--- BEGIN ---

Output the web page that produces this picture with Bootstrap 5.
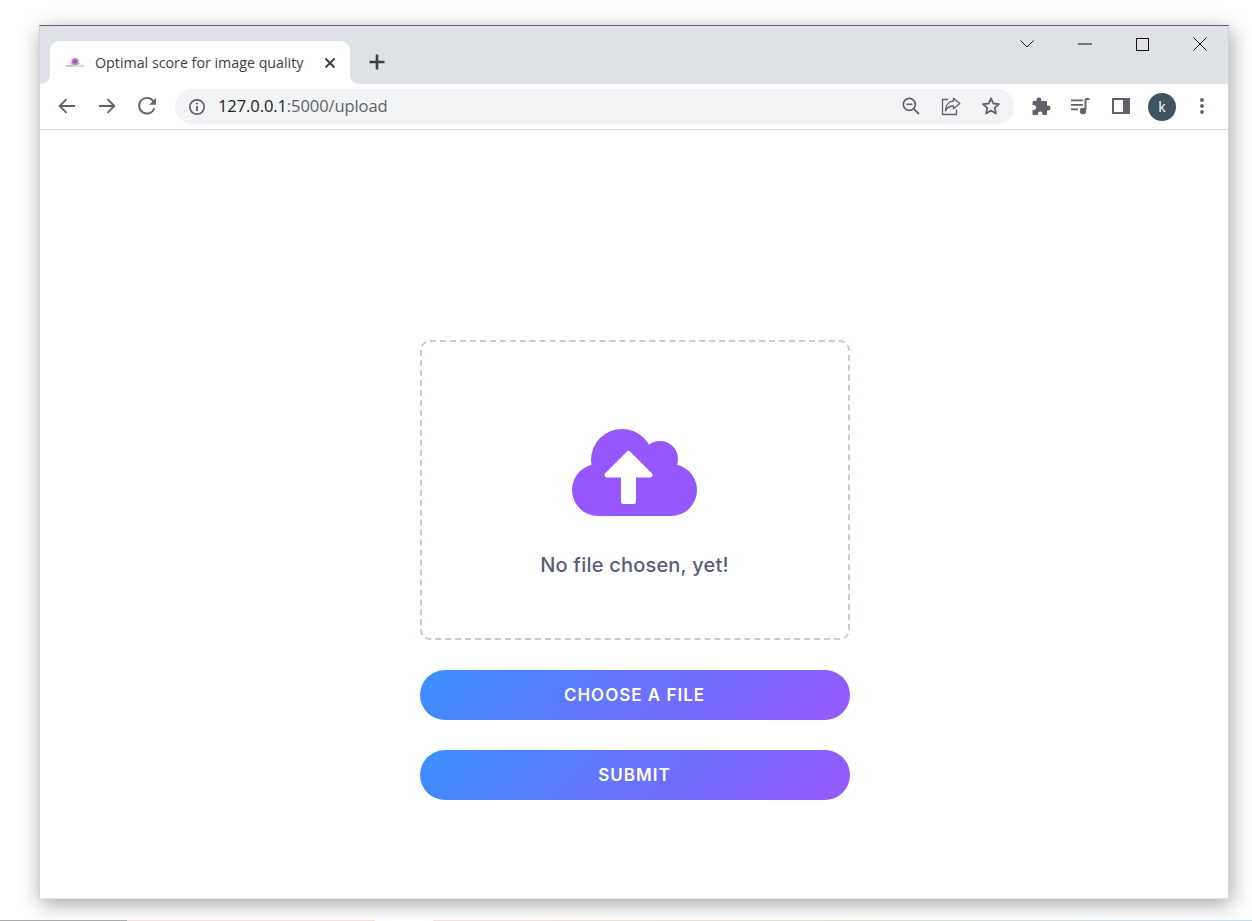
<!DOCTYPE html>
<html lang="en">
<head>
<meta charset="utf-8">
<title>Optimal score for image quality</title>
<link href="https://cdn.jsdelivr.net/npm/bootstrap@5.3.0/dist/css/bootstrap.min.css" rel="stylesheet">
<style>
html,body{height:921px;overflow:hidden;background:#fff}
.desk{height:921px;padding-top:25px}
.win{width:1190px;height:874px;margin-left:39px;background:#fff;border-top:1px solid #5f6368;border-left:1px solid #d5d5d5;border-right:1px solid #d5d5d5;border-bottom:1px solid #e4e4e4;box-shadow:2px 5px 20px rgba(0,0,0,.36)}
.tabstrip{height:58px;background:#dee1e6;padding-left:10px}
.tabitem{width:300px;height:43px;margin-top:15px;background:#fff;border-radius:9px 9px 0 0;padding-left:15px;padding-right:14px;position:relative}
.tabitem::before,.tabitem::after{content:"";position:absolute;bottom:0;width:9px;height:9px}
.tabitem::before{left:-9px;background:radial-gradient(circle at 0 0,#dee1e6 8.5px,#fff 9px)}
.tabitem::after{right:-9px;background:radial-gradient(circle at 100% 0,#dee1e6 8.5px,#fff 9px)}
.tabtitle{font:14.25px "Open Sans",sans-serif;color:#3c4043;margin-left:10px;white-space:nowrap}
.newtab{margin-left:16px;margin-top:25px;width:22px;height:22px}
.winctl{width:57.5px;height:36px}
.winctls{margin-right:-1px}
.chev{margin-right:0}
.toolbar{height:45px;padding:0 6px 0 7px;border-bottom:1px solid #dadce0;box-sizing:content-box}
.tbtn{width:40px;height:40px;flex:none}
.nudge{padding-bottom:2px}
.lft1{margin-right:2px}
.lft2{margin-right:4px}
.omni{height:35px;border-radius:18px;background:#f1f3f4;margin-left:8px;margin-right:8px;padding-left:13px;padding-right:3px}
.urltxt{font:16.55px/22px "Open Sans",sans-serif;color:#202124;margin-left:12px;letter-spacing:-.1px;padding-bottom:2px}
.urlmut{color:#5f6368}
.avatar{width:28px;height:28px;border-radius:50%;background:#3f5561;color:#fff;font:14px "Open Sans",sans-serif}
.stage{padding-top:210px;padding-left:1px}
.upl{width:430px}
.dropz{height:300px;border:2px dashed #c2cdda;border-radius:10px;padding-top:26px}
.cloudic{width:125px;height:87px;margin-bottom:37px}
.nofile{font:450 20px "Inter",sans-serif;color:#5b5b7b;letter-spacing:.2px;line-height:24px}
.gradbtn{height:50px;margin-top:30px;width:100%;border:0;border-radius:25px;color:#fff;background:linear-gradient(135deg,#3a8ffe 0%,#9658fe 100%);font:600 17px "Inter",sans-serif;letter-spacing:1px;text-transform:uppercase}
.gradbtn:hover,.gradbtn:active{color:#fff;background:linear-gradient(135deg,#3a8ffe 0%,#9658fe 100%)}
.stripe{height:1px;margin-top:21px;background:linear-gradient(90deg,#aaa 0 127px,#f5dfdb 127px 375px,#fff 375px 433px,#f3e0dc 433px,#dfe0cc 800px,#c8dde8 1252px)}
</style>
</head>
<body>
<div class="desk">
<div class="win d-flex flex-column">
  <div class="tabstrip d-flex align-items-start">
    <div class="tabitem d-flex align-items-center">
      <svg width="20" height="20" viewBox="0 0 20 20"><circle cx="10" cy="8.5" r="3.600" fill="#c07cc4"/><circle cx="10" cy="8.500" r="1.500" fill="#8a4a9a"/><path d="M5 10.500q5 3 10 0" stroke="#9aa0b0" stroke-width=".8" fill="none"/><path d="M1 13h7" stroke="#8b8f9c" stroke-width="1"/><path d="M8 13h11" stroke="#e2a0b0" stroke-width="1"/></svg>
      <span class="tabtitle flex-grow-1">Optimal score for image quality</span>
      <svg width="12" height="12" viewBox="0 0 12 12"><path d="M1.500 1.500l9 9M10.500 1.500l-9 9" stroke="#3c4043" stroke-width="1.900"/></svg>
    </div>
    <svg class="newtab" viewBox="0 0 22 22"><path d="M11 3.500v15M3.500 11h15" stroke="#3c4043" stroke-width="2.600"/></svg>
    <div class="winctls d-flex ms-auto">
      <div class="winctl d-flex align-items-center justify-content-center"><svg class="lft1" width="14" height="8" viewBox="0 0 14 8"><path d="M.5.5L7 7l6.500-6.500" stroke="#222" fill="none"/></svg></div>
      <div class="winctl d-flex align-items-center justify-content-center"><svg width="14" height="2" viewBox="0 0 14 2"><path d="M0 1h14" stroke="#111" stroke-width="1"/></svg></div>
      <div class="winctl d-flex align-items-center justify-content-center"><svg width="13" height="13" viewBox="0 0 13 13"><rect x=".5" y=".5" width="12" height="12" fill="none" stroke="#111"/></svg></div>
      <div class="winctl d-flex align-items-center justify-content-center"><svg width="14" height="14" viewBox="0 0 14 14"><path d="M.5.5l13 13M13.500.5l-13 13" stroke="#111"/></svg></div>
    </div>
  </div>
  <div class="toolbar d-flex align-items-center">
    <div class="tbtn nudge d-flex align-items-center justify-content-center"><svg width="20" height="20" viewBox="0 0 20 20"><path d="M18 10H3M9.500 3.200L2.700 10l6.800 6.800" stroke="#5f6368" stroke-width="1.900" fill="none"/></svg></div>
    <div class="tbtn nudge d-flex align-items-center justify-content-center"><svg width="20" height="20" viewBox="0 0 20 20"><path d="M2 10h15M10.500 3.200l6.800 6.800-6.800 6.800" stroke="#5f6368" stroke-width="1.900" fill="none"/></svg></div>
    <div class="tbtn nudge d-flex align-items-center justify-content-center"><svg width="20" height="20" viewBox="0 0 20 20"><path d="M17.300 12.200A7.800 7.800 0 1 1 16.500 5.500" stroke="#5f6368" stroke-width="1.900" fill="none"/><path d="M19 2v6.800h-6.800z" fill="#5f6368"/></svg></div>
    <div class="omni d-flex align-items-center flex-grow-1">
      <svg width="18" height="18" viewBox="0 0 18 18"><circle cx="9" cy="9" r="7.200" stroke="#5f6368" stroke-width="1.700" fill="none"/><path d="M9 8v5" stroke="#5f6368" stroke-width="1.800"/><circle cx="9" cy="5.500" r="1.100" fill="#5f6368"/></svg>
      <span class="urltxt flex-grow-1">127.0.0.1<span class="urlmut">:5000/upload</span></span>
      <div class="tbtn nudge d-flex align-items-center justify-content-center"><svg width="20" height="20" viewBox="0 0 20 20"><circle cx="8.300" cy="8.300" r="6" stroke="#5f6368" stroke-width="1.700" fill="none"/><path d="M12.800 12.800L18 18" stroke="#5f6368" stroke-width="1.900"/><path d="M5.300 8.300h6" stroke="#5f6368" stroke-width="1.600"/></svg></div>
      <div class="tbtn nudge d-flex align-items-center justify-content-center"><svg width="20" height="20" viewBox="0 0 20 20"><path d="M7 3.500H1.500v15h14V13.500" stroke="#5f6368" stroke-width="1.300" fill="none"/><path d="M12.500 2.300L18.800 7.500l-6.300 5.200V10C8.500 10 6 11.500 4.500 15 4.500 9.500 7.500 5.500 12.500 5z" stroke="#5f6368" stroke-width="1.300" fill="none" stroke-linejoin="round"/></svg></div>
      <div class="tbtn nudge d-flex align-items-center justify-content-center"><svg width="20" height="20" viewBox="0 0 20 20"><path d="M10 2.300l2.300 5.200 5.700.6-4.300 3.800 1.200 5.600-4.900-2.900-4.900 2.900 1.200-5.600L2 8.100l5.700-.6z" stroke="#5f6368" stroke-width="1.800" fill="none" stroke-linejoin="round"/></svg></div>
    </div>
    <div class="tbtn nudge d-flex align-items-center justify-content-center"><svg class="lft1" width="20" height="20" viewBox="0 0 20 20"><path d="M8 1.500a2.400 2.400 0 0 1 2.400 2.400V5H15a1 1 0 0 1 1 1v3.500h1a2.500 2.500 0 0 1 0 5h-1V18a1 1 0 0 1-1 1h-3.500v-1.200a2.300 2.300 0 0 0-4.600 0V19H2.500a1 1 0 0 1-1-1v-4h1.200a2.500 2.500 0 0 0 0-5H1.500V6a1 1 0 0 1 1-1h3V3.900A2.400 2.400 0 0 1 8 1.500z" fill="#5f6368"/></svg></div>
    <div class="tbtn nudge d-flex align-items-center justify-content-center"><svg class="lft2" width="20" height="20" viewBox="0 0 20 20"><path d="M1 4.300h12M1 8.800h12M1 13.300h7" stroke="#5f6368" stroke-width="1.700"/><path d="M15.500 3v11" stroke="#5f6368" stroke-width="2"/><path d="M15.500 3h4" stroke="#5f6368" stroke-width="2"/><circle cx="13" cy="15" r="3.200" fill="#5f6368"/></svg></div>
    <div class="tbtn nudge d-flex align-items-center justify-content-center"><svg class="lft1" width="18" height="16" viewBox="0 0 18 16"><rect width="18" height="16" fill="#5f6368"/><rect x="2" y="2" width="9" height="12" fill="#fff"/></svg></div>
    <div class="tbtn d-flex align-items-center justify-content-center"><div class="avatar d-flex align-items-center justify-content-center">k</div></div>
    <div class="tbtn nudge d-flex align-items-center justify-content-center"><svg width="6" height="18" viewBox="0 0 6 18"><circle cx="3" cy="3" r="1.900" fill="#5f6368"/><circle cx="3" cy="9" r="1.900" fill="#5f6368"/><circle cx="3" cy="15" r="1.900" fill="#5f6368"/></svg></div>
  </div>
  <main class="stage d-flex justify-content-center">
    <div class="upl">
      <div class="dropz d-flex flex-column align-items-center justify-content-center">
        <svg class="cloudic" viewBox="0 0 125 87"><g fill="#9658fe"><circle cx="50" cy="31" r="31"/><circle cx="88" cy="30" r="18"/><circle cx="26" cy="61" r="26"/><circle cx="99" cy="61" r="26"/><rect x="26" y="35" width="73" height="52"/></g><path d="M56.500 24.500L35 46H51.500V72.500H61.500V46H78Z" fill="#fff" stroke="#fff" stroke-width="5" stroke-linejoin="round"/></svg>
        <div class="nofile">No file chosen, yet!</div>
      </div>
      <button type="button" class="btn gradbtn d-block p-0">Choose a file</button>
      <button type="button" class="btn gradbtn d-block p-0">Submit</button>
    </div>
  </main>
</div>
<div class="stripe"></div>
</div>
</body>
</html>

--- END ---
--- BEGIN ---

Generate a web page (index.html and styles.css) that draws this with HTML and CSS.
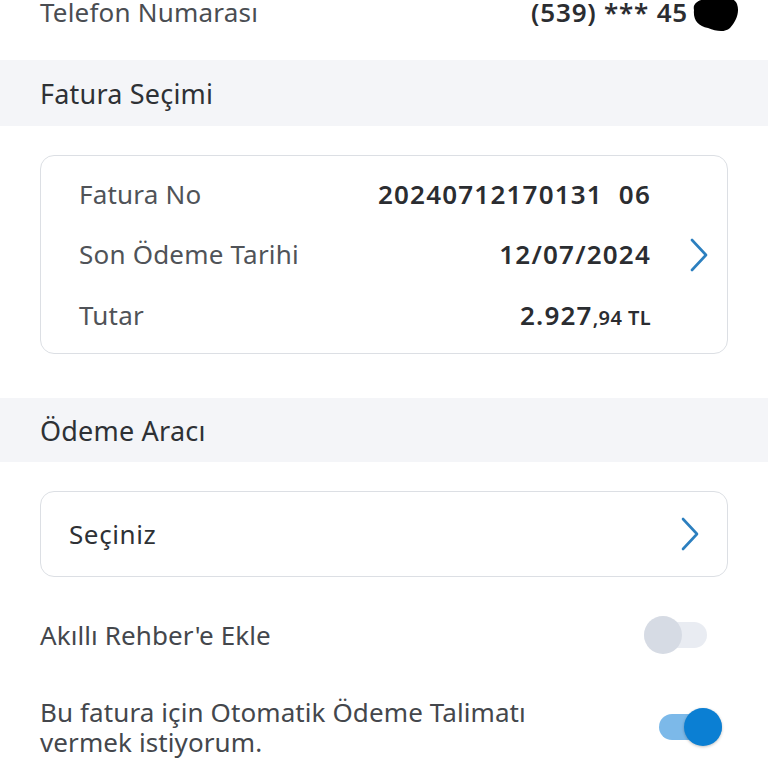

--- END ---

▶ _WHAT YOU SHOULD DO_
Copy all lines from the material that hold "html".

▶ _EXERCISE ANSWER_
<!DOCTYPE html>
<html lang="en">
html,body{height:921px;overflow:hidden;background:#fff}
</html>
Generate a web page (index.html and styles.css) that draws this with HTML and CSS.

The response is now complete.